WRITTEN PROBLEM - Set down all of the data that follows word for word, without the images.

>>>>>

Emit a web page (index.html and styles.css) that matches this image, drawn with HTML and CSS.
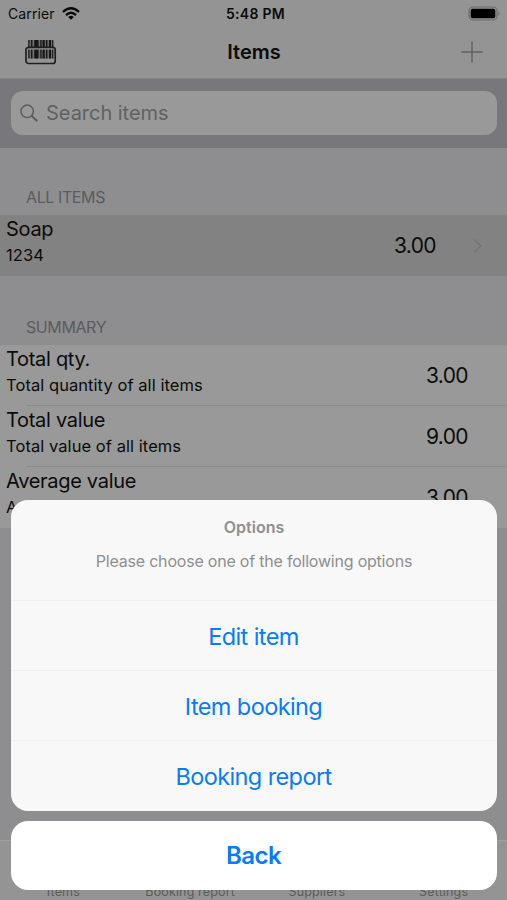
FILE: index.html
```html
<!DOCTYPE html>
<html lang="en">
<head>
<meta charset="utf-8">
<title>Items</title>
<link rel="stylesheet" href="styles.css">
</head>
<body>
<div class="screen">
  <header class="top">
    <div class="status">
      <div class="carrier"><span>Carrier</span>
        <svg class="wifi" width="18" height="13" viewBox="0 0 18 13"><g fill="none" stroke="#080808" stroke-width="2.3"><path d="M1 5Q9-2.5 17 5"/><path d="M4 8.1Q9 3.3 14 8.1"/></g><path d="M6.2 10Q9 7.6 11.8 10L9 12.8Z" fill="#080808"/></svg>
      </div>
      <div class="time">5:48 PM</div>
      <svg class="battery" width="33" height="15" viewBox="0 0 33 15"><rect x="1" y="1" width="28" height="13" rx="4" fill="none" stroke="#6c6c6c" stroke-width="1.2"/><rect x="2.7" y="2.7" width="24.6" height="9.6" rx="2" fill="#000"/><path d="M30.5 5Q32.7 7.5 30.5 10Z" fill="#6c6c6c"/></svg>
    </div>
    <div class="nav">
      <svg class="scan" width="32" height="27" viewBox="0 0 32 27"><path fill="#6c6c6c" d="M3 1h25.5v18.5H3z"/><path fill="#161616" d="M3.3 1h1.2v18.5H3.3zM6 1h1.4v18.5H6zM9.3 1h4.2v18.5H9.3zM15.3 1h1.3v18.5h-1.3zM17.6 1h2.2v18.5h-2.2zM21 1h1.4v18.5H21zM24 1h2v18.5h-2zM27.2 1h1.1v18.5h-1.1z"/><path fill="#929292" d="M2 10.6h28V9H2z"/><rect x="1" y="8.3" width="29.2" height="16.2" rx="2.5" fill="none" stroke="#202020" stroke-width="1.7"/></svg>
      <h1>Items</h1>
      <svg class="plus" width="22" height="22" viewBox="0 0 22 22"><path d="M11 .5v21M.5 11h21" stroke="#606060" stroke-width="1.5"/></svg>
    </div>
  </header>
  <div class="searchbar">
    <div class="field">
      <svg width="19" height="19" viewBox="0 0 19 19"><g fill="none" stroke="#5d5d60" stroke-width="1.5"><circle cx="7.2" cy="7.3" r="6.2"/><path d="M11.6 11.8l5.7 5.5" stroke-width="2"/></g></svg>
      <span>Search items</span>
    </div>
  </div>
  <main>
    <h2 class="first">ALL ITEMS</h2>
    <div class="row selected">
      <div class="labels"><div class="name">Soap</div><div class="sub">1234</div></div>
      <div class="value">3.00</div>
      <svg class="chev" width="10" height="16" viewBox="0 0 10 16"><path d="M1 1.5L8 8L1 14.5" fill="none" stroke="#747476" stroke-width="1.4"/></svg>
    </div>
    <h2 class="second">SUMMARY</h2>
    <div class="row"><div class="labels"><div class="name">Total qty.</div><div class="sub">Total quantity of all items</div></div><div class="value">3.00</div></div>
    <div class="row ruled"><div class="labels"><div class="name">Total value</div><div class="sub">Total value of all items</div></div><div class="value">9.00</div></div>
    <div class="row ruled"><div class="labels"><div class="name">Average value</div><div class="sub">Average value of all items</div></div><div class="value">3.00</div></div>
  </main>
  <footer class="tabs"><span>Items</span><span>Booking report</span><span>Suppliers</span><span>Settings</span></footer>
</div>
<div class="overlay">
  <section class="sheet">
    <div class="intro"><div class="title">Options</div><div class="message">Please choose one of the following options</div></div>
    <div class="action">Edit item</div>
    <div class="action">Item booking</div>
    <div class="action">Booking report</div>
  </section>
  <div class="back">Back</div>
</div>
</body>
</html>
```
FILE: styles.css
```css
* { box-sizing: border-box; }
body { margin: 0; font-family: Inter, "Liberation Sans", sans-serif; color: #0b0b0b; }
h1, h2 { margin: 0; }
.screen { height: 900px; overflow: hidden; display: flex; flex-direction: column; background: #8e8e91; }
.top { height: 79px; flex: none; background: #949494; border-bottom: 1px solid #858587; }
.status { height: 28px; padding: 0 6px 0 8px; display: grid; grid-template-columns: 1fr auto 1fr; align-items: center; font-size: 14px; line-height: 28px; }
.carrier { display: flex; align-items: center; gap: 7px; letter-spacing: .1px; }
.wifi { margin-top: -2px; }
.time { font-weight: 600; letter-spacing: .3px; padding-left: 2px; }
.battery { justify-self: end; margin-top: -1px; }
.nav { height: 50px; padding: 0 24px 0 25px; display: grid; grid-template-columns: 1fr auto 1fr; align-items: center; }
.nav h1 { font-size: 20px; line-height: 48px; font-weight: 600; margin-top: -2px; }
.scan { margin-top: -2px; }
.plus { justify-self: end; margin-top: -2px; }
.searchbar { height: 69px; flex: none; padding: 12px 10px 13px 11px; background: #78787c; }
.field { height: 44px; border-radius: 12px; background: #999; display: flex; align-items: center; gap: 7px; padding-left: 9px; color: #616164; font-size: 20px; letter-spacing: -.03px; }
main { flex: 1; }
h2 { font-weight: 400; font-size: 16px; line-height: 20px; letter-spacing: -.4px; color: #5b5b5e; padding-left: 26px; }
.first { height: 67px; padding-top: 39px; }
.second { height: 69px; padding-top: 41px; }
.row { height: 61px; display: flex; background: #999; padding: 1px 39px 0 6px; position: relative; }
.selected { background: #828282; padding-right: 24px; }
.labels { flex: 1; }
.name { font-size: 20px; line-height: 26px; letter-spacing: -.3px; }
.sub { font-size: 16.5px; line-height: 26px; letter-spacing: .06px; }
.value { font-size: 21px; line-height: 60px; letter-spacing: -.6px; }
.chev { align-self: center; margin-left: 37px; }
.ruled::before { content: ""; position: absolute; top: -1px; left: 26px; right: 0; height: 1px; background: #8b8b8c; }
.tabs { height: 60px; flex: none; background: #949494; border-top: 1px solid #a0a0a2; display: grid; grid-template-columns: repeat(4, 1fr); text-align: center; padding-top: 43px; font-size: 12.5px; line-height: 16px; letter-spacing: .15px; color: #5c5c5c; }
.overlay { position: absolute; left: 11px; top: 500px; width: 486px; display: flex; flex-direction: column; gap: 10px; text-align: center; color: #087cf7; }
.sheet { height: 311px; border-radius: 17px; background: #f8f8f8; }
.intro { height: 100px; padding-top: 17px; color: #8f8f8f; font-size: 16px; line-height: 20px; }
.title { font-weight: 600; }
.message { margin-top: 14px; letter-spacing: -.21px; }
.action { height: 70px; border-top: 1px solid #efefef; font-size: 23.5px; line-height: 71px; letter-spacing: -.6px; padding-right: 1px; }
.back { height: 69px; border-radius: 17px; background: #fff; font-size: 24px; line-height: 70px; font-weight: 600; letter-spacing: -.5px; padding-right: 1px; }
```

<<<<<

ANSWER FOR THIS EXERCISE -
Emit a web page (index.html and styles.css) that matches this image, drawn with HTML and CSS.
FILE: index.html
```html
<!DOCTYPE html>
<html lang="en">
<head>
<meta charset="utf-8">
<title>Items</title>
<link rel="stylesheet" href="styles.css">
</head>
<body>
<div class="screen">
  <header class="top">
    <div class="status">
      <div class="carrier"><span>Carrier</span>
        <svg class="wifi" width="18" height="13" viewBox="0 0 18 13"><g fill="none" stroke="#080808" stroke-width="2.3"><path d="M1 5Q9-2.5 17 5"/><path d="M4 8.1Q9 3.3 14 8.1"/></g><path d="M6.2 10Q9 7.6 11.8 10L9 12.8Z" fill="#080808"/></svg>
      </div>
      <div class="time">5:48 PM</div>
      <svg class="battery" width="33" height="15" viewBox="0 0 33 15"><rect x="1" y="1" width="28" height="13" rx="4" fill="none" stroke="#6c6c6c" stroke-width="1.2"/><rect x="2.7" y="2.7" width="24.6" height="9.6" rx="2" fill="#000"/><path d="M30.5 5Q32.7 7.5 30.5 10Z" fill="#6c6c6c"/></svg>
    </div>
    <div class="nav">
      <svg class="scan" width="32" height="27" viewBox="0 0 32 27"><path fill="#6c6c6c" d="M3 1h25.5v18.5H3z"/><path fill="#161616" d="M3.3 1h1.2v18.5H3.3zM6 1h1.4v18.5H6zM9.3 1h4.2v18.5H9.3zM15.3 1h1.3v18.5h-1.3zM17.6 1h2.2v18.5h-2.2zM21 1h1.4v18.5H21zM24 1h2v18.5h-2zM27.2 1h1.1v18.5h-1.1z"/><path fill="#929292" d="M2 10.6h28V9H2z"/><rect x="1" y="8.3" width="29.2" height="16.2" rx="2.5" fill="none" stroke="#202020" stroke-width="1.7"/></svg>
      <h1>Items</h1>
      <svg class="plus" width="22" height="22" viewBox="0 0 22 22"><path d="M11 .5v21M.5 11h21" stroke="#606060" stroke-width="1.5"/></svg>
    </div>
  </header>
  <div class="searchbar">
    <div class="field">
      <svg width="19" height="19" viewBox="0 0 19 19"><g fill="none" stroke="#5d5d60" stroke-width="1.5"><circle cx="7.2" cy="7.3" r="6.2"/><path d="M11.6 11.8l5.7 5.5" stroke-width="2"/></g></svg>
      <span>Search items</span>
    </div>
  </div>
  <main>
    <h2 class="first">ALL ITEMS</h2>
    <div class="row selected">
      <div class="labels"><div class="name">Soap</div><div class="sub">1234</div></div>
      <div class="value">3.00</div>
      <svg class="chev" width="10" height="16" viewBox="0 0 10 16"><path d="M1 1.5L8 8L1 14.5" fill="none" stroke="#747476" stroke-width="1.4"/></svg>
    </div>
    <h2 class="second">SUMMARY</h2>
    <div class="row"><div class="labels"><div class="name">Total qty.</div><div class="sub">Total quantity of all items</div></div><div class="value">3.00</div></div>
    <div class="row ruled"><div class="labels"><div class="name">Total value</div><div class="sub">Total value of all items</div></div><div class="value">9.00</div></div>
    <div class="row ruled"><div class="labels"><div class="name">Average value</div><div class="sub">Average value of all items</div></div><div class="value">3.00</div></div>
  </main>
  <footer class="tabs"><span>Items</span><span>Booking report</span><span>Suppliers</span><span>Settings</span></footer>
</div>
<div class="overlay">
  <section class="sheet">
    <div class="intro"><div class="title">Options</div><div class="message">Please choose one of the following options</div></div>
    <div class="action">Edit item</div>
    <div class="action">Item booking</div>
    <div class="action">Booking report</div>
  </section>
  <div class="back">Back</div>
</div>
</body>
</html>
```
FILE: styles.css
```css
* { box-sizing: border-box; }
body { margin: 0; font-family: Inter, "Liberation Sans", sans-serif; color: #0b0b0b; }
h1, h2 { margin: 0; }
.screen { height: 900px; overflow: hidden; display: flex; flex-direction: column; background: #8e8e91; }
.top { height: 79px; flex: none; background: #949494; border-bottom: 1px solid #858587; }
.status { height: 28px; padding: 0 6px 0 8px; display: grid; grid-template-columns: 1fr auto 1fr; align-items: center; font-size: 14px; line-height: 28px; }
.carrier { display: flex; align-items: center; gap: 7px; letter-spacing: .1px; }
.wifi { margin-top: -2px; }
.time { font-weight: 600; letter-spacing: .3px; padding-left: 2px; }
.battery { justify-self: end; margin-top: -1px; }
.nav { height: 50px; padding: 0 24px 0 25px; display: grid; grid-template-columns: 1fr auto 1fr; align-items: center; }
.nav h1 { font-size: 20px; line-height: 48px; font-weight: 600; margin-top: -2px; }
.scan { margin-top: -2px; }
.plus { justify-self: end; margin-top: -2px; }
.searchbar { height: 69px; flex: none; padding: 12px 10px 13px 11px; background: #78787c; }
.field { height: 44px; border-radius: 12px; background: #999; display: flex; align-items: center; gap: 7px; padding-left: 9px; color: #616164; font-size: 20px; letter-spacing: -.03px; }
main { flex: 1; }
h2 { font-weight: 400; font-size: 16px; line-height: 20px; letter-spacing: -.4px; color: #5b5b5e; padding-left: 26px; }
.first { height: 67px; padding-top: 39px; }
.second { height: 69px; padding-top: 41px; }
.row { height: 61px; display: flex; background: #999; padding: 1px 39px 0 6px; position: relative; }
.selected { background: #828282; padding-right: 24px; }
.labels { flex: 1; }
.name { font-size: 20px; line-height: 26px; letter-spacing: -.3px; }
.sub { font-size: 16.5px; line-height: 26px; letter-spacing: .06px; }
.value { font-size: 21px; line-height: 60px; letter-spacing: -.6px; }
.chev { align-self: center; margin-left: 37px; }
.ruled::before { content: ""; position: absolute; top: -1px; left: 26px; right: 0; height: 1px; background: #8b8b8c; }
.tabs { height: 60px; flex: none; background: #949494; border-top: 1px solid #a0a0a2; display: grid; grid-template-columns: repeat(4, 1fr); text-align: center; padding-top: 43px; font-size: 12.5px; line-height: 16px; letter-spacing: .15px; color: #5c5c5c; }
.overlay { position: absolute; left: 11px; top: 500px; width: 486px; display: flex; flex-direction: column; gap: 10px; text-align: center; color: #087cf7; }
.sheet { height: 311px; border-radius: 17px; background: #f8f8f8; }
.intro { height: 100px; padding-top: 17px; color: #8f8f8f; font-size: 16px; line-height: 20px; }
.title { font-weight: 600; }
.message { margin-top: 14px; letter-spacing: -.21px; }
.action { height: 70px; border-top: 1px solid #efefef; font-size: 23.5px; line-height: 71px; letter-spacing: -.6px; padding-right: 1px; }
.back { height: 69px; border-radius: 17px; background: #fff; font-size: 24px; line-height: 70px; font-weight: 600; letter-spacing: -.5px; padding-right: 1px; }
```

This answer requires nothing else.